Overblog
Editer l'article Suivre ce blog Administration + Créer mon blog
Le blog de Cendrine BERTANI

Le parcours d'une jeune romancière confrontée au monde de l'édition.

Le droit de savoir ( cinquième partie: fin )

Publié le 10 Janvier 2013 par Cendrine BERTANI in Nouvelles

Vous avez essayé de vous supprimer. D'une balle dans la tête. Qui n'a fait qu'effleurer votre boîte crânienne. Heureusement.

 

Pourquoi ? Qu'est-ce qui pouvait justifier un tel acte de désespoir ?

 

Pour cesser de souffrir, monsieur. Pour ne plus vous rappeler tous les matins que Dieu fait que votre épouse et votre fille sont décédées, il y a cinq ans, dans un accident de voiture très médiatisé.

Vous êtes un homme meurtri, monsieur Gassal.

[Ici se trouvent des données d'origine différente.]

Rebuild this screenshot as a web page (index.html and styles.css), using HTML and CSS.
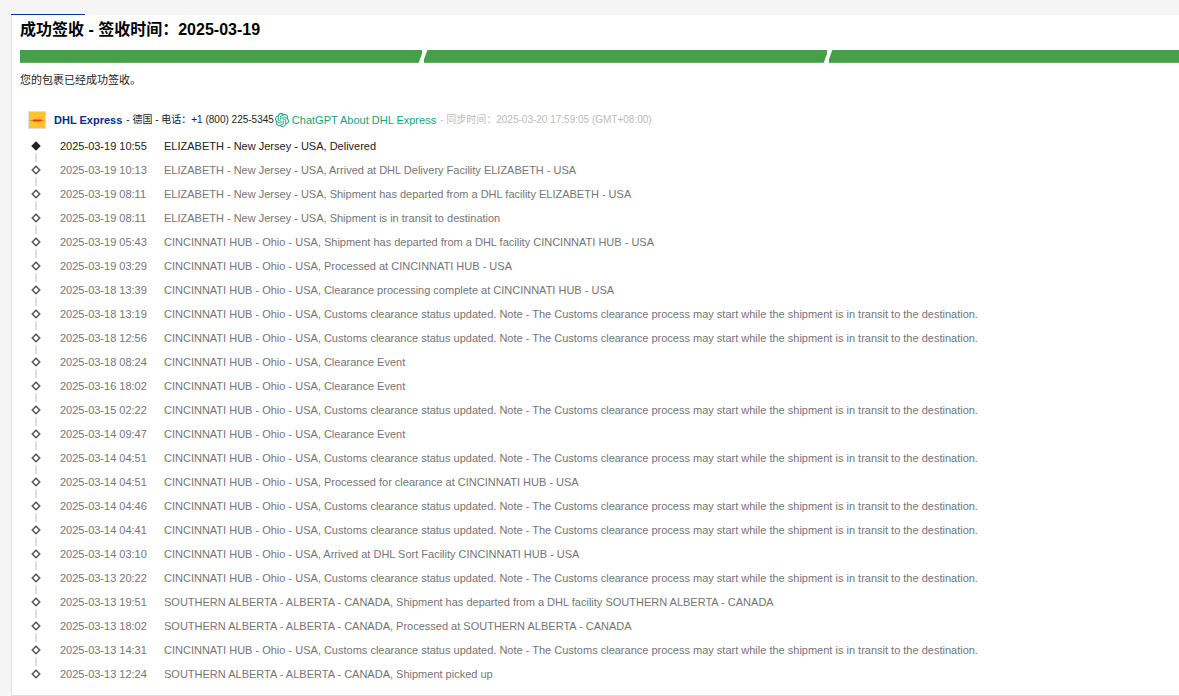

Et vous ne vouliez plus vous regarder en face.

Vous conduisiez ce jour-là votre fille à son mariage. Elle portait sa robe nuptiale. Elle était jeune. Blonde. Radieuse.

 

Pourquoi me dites-vous tout cela ? Vous voulez donc me faire souffrir de nouveau ?

Moi qui tentais d'effacer mes remords, de mettre fin à ces cauchemars qui hantaient mes nuits et enlaidissaient mes journées... Je ne me supportais plus. Je n'en pouvais plus de porter le fardeau de leur absence.

 

Vous êtes folle de me rappeler mes motivations. Je vais essayer à nouveau de me supprimer, maintenant que je me rappelle pourquoi je voulais mourir.

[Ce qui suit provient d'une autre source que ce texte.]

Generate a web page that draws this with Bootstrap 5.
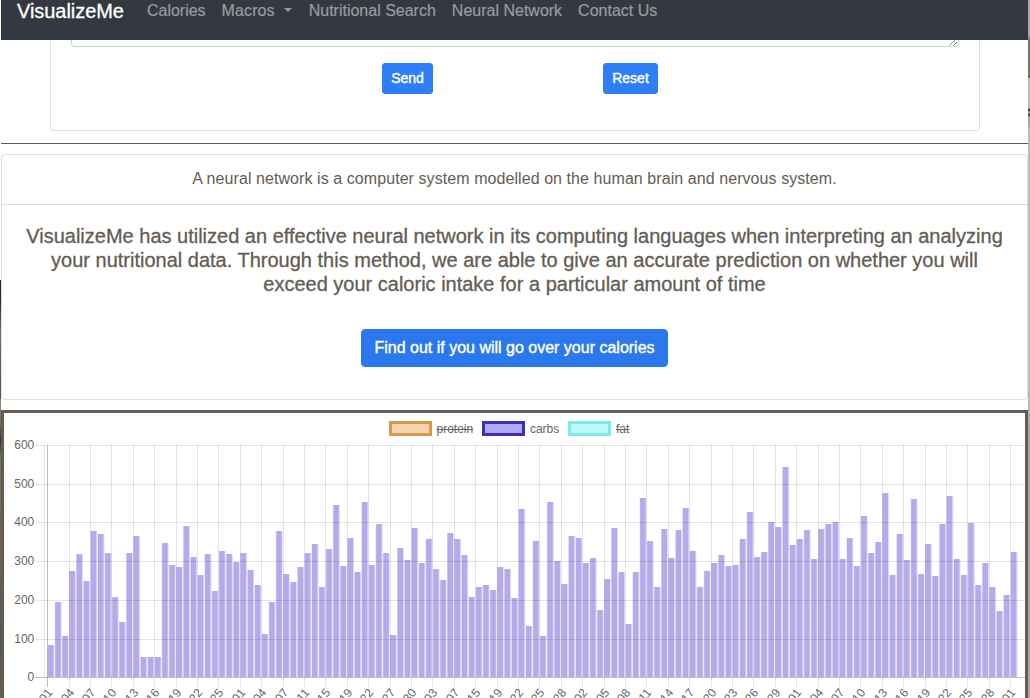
<!DOCTYPE html>
<html lang="en">
<head>
<meta charset="utf-8">
<title>VisualizeMe</title>
<link rel="stylesheet" href="https://cdn.jsdelivr.net/npm/bootstrap@5.3.0/dist/css/bootstrap.min.css">
<style>
  body { font-family: "Liberation Sans", Arial, sans-serif; color: #655c53; background: #fff; overflow: hidden; }
  .window-row { height: 698px; overflow: hidden; }
  .edge-left { width: 1px; background: linear-gradient(#fff 0 280px, #22263a 280px 300px, #6b6d72 330px, #59585a 398px, #8a8680 400px, #6d6860 425px, #2b303c 440px, #77736b 460px, #6b655c 560px, #555 640px, #67625b); }
  .edge-right { width: 2px; background: linear-gradient(#a8a8a8 0 35px, #77776d 40px 76px, #333 77px, #bbb 78px 108px, #111 110px, #bbb 112px, #333 115px, #a5a5a5 117px 125px, #bbb 130px 400px, #a9a6a3 430px); }
  .sheet { width: 1027px; }
  .topbar { height: 40px; background: #343840; overflow: hidden; }
  .topbar .navbar { height: 56px; margin-top: -17px; padding: 0 16px; --bs-navbar-color: #9a9ca0; --bs-navbar-brand-margin-end: 15px; }
  .topbar .navbar-brand { -webkit-text-stroke: .3px #fff; line-height: 30px; letter-spacing: -.05px; }
  .topbar .nav-link { line-height: 24px; -webkit-text-stroke: .2px #9a9ca0; }
  .topbar .dropdown-toggle { letter-spacing: .1px; }
  .topbar .dropdown-toggle::after { margin-left: 9px; vertical-align: 4px; border-top-width: 4.500px; border-left-width: 4.800px; border-right-width: 4.800px; margin-right: 1px; }
  .form-card { margin: 0 48px 0 49px; height: 91px; border: 1px solid #dfdfdf; border-top: 0; border-radius: 0 0 4px 4px; }
  .message { display: block; height: 7px; margin: 0 20px; border: 1px solid #ced0d2; border-top: 0; border-radius: 0 0 4px 4px; }
  .message svg { display: block; margin-left: auto; }
  .send-row { margin-top: 16px; }
  .btn-primary { --bs-btn-bg: #2d7ef7; --bs-btn-border-color: #2d7ef7; -webkit-text-stroke: .4px #fff; }
  .btn-sm { height: 31px; padding: 0; font-size: 14px; border-radius: 3px; line-height: 29px; }
  .send { width: 51px; margin-left: 331px; }
  .reset { width: 55px; margin-left: 170px; }
  .rule { height: 1px; margin-top: 12px; background: #5a5a5c; }
  .about { height: 246px; margin-top: 10px; border: 1px solid #dfdfdf; border-radius: 4px; color: inherit; }
  .about .card-header { height: 50px; padding: 12px 0 0; background: #fff; border-bottom: 1px solid #dcdcdc; letter-spacing: .07px; }
  .about .card-body { padding: 19px 20px 0; }
  .about h5 { font-size: 20px; line-height: 24px; font-weight: 400; margin: 0; -webkit-text-stroke: .3px #655c53; }
  .find { width: 307px; height: 38px; padding: 0; margin-top: 33px; border-radius: 4px; --bs-btn-bg: #2b78ec; --bs-btn-border-color: #2b78ec; }
  .chart-box { height: 300px; margin-top: 10px; border: 3px solid #655b53; border-bottom: 0; }
  .legend-row { height: 31px; padding: 8px 0 0 384.500px; font-size: 12px; line-height: 17px; color: #666; }
  .legend-row .item-name { margin-right: 8.700px; }
  .swatch { width: 43px; height: 15px; border: 3px solid; margin-right: 5px; }
  .protein { background: #f7d5ae; border-color: #d69a4e; }
  .carbs { background: #b0a8f9; border-color: #3d2fb8; }
  .fat { background: #bdf9fb; border-color: #7aebe6; }
  .plot { display: block; overflow: visible; font-size: 12px; fill: #666; }
</style>
</head>
<body>
<div class="window-row d-flex">
  <div class="edge-left"></div>
  <main class="sheet">
    <header class="topbar">
      <nav class="navbar navbar-expand navbar-dark">
        <a class="navbar-brand" href="#">VisualizeMe</a>
        <ul class="navbar-nav">
          <li class="nav-item"><a class="nav-link" href="#">Calories</a></li>
          <li class="nav-item dropdown"><a class="nav-link dropdown-toggle" href="#" data-bs-toggle="dropdown">Macros</a></li>
          <li class="nav-item"><a class="nav-link" href="#">Nutritional Search</a></li>
          <li class="nav-item"><a class="nav-link" href="#">Neural Network</a></li>
          <li class="nav-item"><a class="nav-link" href="#">Contact Us</a></li>
        </ul>
      </nav>
    </header>

    <section class="form-card">
      <div class="message"><svg width="9" height="6"><path d="M.5 5.500 6 0M4.500 5.500 8 2" stroke="#666" fill="none" stroke-width=".8"/></svg></div>
      <div class="send-row d-flex">
        <button class="btn btn-primary btn-sm send">Send</button>
        <button class="btn btn-primary btn-sm reset">Reset</button>
      </div>
    </section>
    <div class="rule"></div>

    <section class="card about text-center">
      <div class="card-header">A neural network is a computer system modelled on the human brain and nervous system.</div>
      <div class="card-body">
        <h5>VisualizeMe has utilized an effective neural network in its computing languages when interpreting an analyzing<br>your nutritional data. Through this method, we are able to give an accurate prediction on whether you will<br>exceed your caloric intake for a particular amount of time</h5>
        <button class="btn btn-primary find">Find out if you will go over your calories</button>
      </div>
    </section>

    <section class="chart-box">
      <div class="legend-row d-flex">
        <span class="swatch protein"></span><s class="item-name">protein</s>
        <span class="swatch carbs"></span><span class="item-name">carbs</span>
        <span class="swatch fat"></span><s>fat</s>
      </div>
      <svg class="plot" id="plot" width="1021" height="256" viewBox="4 444 1021 256"></svg>
    </section>
  </main>
  <div class="edge-right"></div>
</div>
<script src="https://cdn.jsdelivr.net/npm/bootstrap@5.3.0/dist/js/bootstrap.bundle.min.js"></script>
<script>
  // Distance of each bar's top below y=400, in thirds of a pixel
  const tops = [735,606,708,513,462,543,393,402,459,591,666,459,408,771,771,771,429,495,501,378,471,525,462,573,453,462,486,459,510,555,
    702,606,393,522,546,501,459,432,561,447,315,498,414,516,306,495,372,459,705,444,480,384,489,417,507,540,399,417,465,591,561,555,570,501,507,594,
    327,678,423,708,306,483,552,408,414,489,474,630,537,384,516,672,516,294,423,561,387,474,390,324,453,561,513,489,465,498,495,417,336,471,456,366,381,
    201,435,417,390,477,387,372,366,477,414,498,348,459,426,279,525,402,480,297,522,432,528,372,288,477,525,369,555,489,561,633,585,456];
  const days = "01 04 07 10 13 16 19 22 25 01 04 07 11 15 19 22 27 30 03 07 15 19 22 25 28 02 05 08 11 14 17 20 23 26 29 01 04 07 10 13 16 19 22 25 28 01".split(" ");
  const left = 47.2, step = 7.133, base = 677;
  let light = "", solid = "", grid = "", text = "";
  tops.forEach((t, i) => {
    const y = 400 + t / 3, x = left + .3 + step * i;
    light += `<rect x="${x}" y="${y}" width="7" height="${base - y}" fill="#e3defb"/>`;
    solid += `<rect x="${x + .6}" y="${y}" width="5.4" height="${base - y}" fill="#b3abea"/>`;
  });
  [445, 484, 522, 561, 600, 639, 677].forEach((y, i) => {
    grid += `<path d="M35 ${y + .5}H1025" stroke="#000" stroke-opacity="${i === 6 ? .25 : .1}"/>`;
    text += `<text x="34.300" y="${y + 4}" text-anchor="end">${600 - i * 100}</text>`;
  });
  grid += '<path d="M44.500 445V677" stroke="#000" stroke-opacity=".1"/>';
  days.forEach((d, i) => {
    const x = Math.round(left + step * 3 * i) + .5;
    grid += `<path d="M${x} 445V687" stroke="#000" stroke-opacity="${i ? .1 : .25}"/>`;
    text += `<text transform="translate(${x + 5.5} 693) rotate(-50)" text-anchor="end">${d}</text>`;
  });
  document.getElementById("plot").innerHTML = light + solid + grid + text;
</script>
</body>
</html>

Ce sera donc celui-ci, mon souvenir numéro dix. Je me rappelle avoir pressé la gachette, en sueur, à demi ivre, trop lâche pour garder les yeux ouverts pendant que j'orientais la pointe du canon vers ma tempe. J'ai échoué.

J'avais oublié ma peine. J'aurais pu vivre sans remords. Commencer une nouvelle existence.

Eh bien non. Vous faites tout pour me rappeler que je devrais être mort.

 

Aucun psy digne de ce nom ne mettrait si crûment son patient au pied du mur, pour qu'il contemple la réalité, alors qu'il essayait de la fuir. Aucun ...

 

C'est que je ne suis pas votre thérapeute, monsieur Gassal. Non.

 

Vous aviez trop arrosé le mariage de votre fille, ce jour-là. Vous n'auriez pas dû prendre le volant, après les apéritifs. Vous saviez que votre femme et votre enfant ne pouvaient pas boucler leur ceinture, dans leurs robes à jupons démesurés.

Vous les avez conduites droit en enfer.

Vous méritez d'y brûler aussi.

 

Je ne pouvais pas vous laisser oublier vos péchés et finir votre existence dans une tranquillité imméritée. Cela aurait été trop facile.

 

Ce n'est pas digne d'un psy, non. Mais je n'en ai rien à faire. Réveillez-vous. Reprenez vos esprits. Ranimez vos douleurs.

Rappelez-vous vos fautes, vos sourdes angoisses. Que les remords s'emparent de nouveau de votre âme, et que vous trouviez le courage de reprendre une arme. Et visez juste, cette fois.

 

Reprenez connaissance, monsieur Gassal. Ecoutez mes conseils. Parce que moi, je suis ... votre conscience.